The top complaint in this year's survey was excessive wind noise, followed by noisy brakes.
Deere says 1Q profit up 4 percent on strong sales
Deere & Co. posted a 4 percent jump in its quarterly profits thanks to strong equipment sales, but some expected better, and potential headwinds from currency exchange rates overshadowed even a healthier outlook.
The world's largest maker of agricultural equipment posted first-quarter earnings of $532.9 million, or $1.30 per share in its fiscal first quarter. That's up from $513.7 million, or $1.20 per share, last year.

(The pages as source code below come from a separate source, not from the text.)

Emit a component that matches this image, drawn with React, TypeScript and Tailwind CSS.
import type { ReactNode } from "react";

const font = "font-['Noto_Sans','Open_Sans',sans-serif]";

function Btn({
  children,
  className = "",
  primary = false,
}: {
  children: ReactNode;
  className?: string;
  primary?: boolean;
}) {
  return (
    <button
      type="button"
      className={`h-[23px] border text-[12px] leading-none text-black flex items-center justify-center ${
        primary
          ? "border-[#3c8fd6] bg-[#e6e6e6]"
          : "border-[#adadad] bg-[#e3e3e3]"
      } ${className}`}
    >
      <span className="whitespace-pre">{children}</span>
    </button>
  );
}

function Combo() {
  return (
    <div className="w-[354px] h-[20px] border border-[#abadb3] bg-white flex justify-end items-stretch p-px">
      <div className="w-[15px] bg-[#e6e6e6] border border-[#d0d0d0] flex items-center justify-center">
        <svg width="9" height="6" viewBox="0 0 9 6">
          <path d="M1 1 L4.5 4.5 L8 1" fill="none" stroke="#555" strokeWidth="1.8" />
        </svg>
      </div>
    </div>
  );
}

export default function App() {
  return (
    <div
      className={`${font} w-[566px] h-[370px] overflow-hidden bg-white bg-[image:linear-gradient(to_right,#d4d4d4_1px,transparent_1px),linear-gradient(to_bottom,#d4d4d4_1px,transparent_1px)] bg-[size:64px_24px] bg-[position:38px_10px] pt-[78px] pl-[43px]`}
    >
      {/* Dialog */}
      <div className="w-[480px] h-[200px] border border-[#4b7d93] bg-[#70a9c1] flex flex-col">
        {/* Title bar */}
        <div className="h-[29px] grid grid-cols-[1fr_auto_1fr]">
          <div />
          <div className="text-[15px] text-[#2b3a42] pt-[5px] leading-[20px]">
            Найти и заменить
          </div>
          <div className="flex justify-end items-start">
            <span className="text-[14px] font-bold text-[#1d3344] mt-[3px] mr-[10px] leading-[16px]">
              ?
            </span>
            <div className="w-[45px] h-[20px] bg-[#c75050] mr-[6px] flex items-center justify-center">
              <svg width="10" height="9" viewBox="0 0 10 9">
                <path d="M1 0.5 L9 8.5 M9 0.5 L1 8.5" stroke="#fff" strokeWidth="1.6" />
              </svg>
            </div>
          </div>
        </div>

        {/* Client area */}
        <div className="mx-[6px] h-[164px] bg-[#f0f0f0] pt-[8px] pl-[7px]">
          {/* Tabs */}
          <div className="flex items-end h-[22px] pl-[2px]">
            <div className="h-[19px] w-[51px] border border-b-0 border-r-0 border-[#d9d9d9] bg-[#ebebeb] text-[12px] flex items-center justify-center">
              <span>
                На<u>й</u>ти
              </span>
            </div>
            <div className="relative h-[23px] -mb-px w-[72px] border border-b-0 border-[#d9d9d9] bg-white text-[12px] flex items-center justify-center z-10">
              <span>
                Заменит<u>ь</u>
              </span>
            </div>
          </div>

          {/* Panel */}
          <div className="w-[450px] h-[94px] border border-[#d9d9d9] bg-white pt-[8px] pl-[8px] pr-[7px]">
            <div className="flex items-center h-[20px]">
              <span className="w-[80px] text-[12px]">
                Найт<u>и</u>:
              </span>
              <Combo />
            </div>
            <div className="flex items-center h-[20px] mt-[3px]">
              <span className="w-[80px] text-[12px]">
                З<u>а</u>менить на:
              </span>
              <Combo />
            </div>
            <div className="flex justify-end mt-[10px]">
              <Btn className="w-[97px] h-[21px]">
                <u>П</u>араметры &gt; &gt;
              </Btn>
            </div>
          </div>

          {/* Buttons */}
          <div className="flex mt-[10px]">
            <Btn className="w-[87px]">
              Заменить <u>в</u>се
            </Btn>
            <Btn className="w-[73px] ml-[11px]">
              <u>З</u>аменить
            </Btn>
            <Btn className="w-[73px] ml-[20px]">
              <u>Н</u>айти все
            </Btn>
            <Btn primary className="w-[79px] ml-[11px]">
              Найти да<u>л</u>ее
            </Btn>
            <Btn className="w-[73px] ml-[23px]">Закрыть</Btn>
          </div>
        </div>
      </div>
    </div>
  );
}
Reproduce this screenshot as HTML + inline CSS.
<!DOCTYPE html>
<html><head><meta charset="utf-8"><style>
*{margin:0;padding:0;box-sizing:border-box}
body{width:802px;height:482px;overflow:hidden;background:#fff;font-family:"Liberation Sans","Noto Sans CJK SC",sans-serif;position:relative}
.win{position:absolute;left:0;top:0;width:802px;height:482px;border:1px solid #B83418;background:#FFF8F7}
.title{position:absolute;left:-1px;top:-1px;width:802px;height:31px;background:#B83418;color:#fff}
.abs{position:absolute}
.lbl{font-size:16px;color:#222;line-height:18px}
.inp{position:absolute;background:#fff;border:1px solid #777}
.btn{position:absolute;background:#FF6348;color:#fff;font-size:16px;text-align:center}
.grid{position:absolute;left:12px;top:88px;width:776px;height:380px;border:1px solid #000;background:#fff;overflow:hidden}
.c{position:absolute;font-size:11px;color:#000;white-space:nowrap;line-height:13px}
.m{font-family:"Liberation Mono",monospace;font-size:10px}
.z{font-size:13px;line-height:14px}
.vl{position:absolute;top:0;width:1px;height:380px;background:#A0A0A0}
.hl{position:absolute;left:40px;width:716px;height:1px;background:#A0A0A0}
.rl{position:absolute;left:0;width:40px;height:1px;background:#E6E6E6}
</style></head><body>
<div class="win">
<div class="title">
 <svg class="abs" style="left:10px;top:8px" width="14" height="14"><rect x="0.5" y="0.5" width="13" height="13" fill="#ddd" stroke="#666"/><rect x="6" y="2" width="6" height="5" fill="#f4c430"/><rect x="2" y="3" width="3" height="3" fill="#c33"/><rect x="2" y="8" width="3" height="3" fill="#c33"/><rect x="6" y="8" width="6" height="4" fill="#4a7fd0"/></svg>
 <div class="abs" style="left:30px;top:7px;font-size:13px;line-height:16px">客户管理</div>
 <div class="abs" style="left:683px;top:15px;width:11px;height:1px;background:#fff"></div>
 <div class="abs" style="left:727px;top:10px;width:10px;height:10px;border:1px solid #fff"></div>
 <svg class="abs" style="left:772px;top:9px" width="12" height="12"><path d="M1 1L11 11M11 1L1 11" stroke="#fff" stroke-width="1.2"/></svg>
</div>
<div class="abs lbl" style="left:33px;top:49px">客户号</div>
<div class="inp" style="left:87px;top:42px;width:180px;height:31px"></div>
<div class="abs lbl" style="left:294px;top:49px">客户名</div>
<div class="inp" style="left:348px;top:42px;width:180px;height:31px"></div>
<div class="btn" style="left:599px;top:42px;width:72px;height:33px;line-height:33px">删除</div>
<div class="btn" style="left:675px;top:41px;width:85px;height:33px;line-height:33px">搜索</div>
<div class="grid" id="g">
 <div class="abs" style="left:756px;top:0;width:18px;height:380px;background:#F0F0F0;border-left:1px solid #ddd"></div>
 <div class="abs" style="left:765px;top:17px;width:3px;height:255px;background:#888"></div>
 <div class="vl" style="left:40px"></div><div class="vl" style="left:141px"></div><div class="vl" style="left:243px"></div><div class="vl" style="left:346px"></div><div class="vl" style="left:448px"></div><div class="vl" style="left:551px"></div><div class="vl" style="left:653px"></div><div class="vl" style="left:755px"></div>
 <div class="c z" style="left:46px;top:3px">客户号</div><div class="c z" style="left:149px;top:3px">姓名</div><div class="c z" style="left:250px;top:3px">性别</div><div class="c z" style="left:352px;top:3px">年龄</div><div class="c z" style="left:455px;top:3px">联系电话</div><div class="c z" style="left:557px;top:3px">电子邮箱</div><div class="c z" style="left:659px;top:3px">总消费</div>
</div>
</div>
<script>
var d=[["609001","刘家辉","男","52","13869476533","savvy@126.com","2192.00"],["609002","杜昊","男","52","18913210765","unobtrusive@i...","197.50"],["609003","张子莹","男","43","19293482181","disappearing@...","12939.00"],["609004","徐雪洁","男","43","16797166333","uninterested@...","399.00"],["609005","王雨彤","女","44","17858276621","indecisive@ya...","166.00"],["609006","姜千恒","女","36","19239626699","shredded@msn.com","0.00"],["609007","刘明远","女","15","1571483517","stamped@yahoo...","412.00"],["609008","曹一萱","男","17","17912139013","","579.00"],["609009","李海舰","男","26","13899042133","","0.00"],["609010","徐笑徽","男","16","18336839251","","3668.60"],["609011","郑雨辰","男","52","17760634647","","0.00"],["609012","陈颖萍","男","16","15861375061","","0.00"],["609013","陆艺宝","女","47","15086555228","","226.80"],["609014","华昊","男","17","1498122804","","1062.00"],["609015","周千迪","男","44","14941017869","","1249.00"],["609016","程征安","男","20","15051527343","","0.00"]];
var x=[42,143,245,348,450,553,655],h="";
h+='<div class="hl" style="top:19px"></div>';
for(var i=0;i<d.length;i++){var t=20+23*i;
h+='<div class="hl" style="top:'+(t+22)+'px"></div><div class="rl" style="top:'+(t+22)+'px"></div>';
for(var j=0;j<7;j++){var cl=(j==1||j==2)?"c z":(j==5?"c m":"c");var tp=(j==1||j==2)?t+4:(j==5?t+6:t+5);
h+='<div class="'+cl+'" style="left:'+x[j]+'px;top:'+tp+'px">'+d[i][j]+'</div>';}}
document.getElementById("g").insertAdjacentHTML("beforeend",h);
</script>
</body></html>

Deere's quarterly revenue grew 11 percent to $6.77 billion from last year's $6.12 billion.
Comcast subscribers sticking with cable
NEW YORK (AP) _ It's become the routine in the cable industry that subscribers stream out the door every quarter, hanging up on cable in favor of service from satellite or phone companies. But in the October to December quarter, Comcast Corp. slowed that flow.
The country's largest cable company on Wednesday said it lost 17,000 TV customers in the fourth quarter, the smallest number of defections in five years. It compares with a loss of 135,000 subscribers in the same quarter a year earlier.
Comcast credits more video programming available on more screens, like tablets and phones, and better customer service.
By The Associated Press(equals)
The Dow Jones industrial average dropped 97.33 points to close at 12,780.95. The Standard & Poor's 500 fell 7.27 points to 1,343.23. The Nasdaq fell 16 points to 2,915.83.
Benchmark U.S. crude rose by $1.06 to end the day at $101.80 per barrel in New York. Brent crude, which is used to price foreign oil that's imported by refineries, rose by $1.58 to finish at $118.93 per barrel in London.
In other energy trading, heating oil rose by 3 cents to end at $3.19 per gallon and gasoline futures rose by 2 cents to finish at $3.01 per gallon. Natural gas futures fell by 11 cents, or 4.2 percent, to end at $2.43 per 1,000 cubic feet.